Tasmania was the first state to shut its borders and impose heavy penalties for quarantine breaches, and tourism operators have been hit hard. More than 1.3 million interstate and international visitors had touched down in Tasmania over the year leading to the March closure.
From their City Walk apartment this week, Genevieve Dooley and Phil Creaser were studying their newly purchased Lonely Planet Tasmania guide, having jumped online the day Link Airways announced four flights each week would soon be departing Canberra to Hobart.
While current precautions require a two-week quarantine for travellers, Mr Creaser said he was confident that come summer they'd be free to get straight on the road for a fortnight of sightseeing.
He said Tasmania ticked all their travel boxes, and while they'd been doing their bit by eating out in Canberra, it was time to spend some money down south.
"We just like to get away - as much as we love Canberra, we can get overseas now, albeit still in Australia," he said.
"It just feels like a bit of an escape."
While the art museums were on Ms Dooley's destination list, the future of Tasmania's world-renowned MONA Gallery remained uncertain.
A statement was released in March saying the gallery, one of Hobart's most popular tourism destinations, would be closed until at least October.
While a spokesperson for the gallery said it had no further updates this week, the company made a return of sorts last week with the announcement that MONA's Festival of Music and Art would go ahead in Launceston and Hobart across two weekends in January.

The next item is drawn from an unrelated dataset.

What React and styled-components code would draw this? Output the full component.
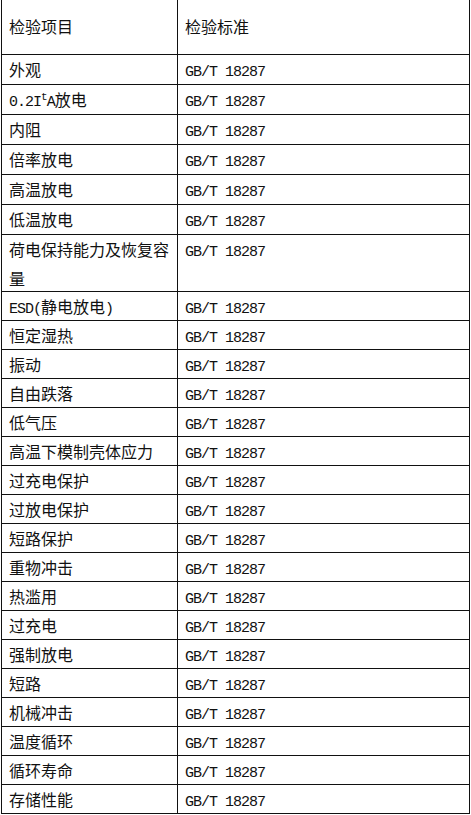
import React from 'react'
import styled, { createGlobalStyle } from 'styled-components'

const Global = createGlobalStyle`
  body {
    margin: 0;
    background: #fff;
  }
`

const Table = styled.div`
  margin-left: 1px;
  width: 469px;
  box-sizing: border-box;
  border-left: 1px solid #111;
  border-right: 1px solid #111;
  font-family: "Noto Sans CJK SC", sans-serif;
  font-size: 16px;
  color: #111;
`

const Row = styled.div`
  display: grid;
  grid-template-columns: 176px 1fr;
  height: ${p => p.$h}px;
  box-sizing: border-box;
  border-bottom: 1px solid #111;
`

const Cell = styled.div`
  display: flex;
  align-items: ${p => (p.$head ? 'center' : 'flex-start')};
  padding: ${p => (p.$head ? '0 7px 2px' : '0 7px')};
  line-height: 29px;
  border-right: ${p => (p.$last ? 'none' : '1px solid #111')};
  box-sizing: border-box;
`

const Text = styled.div`
  font-weight: 400;
`

const Mono = styled.span`
  font-family: "Liberation Mono", monospace;
  font-size: 15px;
  letter-spacing: -1px;
  white-space: pre;
`

const Sup = styled.sup`
  font-family: "Liberation Mono", monospace;
  font-size: 11px;
  line-height: 0;
  vertical-align: 6px;
  letter-spacing: -1px;
`

const Std = () => <Mono>GB/T 18287</Mono>

const rows = [
  { name: '外观', h: 30 },
  { name: <><Mono>0.2I</Mono><Sup>t</Sup><Mono>A</Mono>放电</>, h: 30 },
  { name: '内阻', h: 30 },
  { name: '倍率放电', h: 30 },
  { name: '高温放电', h: 30 },
  { name: '低温放电', h: 30 },
  { name: '荷电保持能力及恢复容量', h: 57 },
  { name: <><Mono>ESD(</Mono>静电放电<Mono>)</Mono></>, h: 29 },
  { name: '恒定湿热', h: 29 },
  { name: '振动', h: 29 },
  { name: '自由跌落', h: 29 },
  { name: '低气压', h: 29 },
  { name: '高温下模制壳体应力', h: 29 },
  { name: '过充电保护', h: 29 },
  { name: '过放电保护', h: 29 },
  { name: '短路保护', h: 29 },
  { name: '重物冲击', h: 29 },
  { name: '热滥用', h: 29 },
  { name: '过充电', h: 29 },
  { name: '强制放电', h: 29 },
  { name: '短路', h: 29 },
  { name: '机械冲击', h: 29 },
  { name: '温度循环', h: 29 },
  { name: '循环寿命', h: 29 },
  { name: '存储性能', h: 29 },
]

const App = () => {
  return (
    <>
      <Global />
      <Table>
        <Row $h={55}>
          <Cell $head><Text>检验项目</Text></Cell>
          <Cell $head $last><Text>检验标准</Text></Cell>
        </Row>
        {rows.map((r, i) => (
          <Row key={i} $h={r.h}>
            <Cell><Text>{r.name}</Text></Cell>
            <Cell $last><Text><Std /></Text></Cell>
          </Row>
        ))}
      </Table>
    </>
  )
}

export default App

Tourism Tasmania welcomed news of the new flight path from the capital, with its visitor survey counting more than 27,000 Canberrans over the previous year to March.
That number had increased by an average of 8 per cent each year since 2011.
The Tasmanian government created an incentive scheme in September designed to get Tasmanians travelling around their state during the middle of the week, by offering rebates of between $100 and $150 a night for accommodation for a maximum of two nights, as well as $50 per person towards tourism experiences.
The $7.5 million program was fully subscribed to within an hour of opening.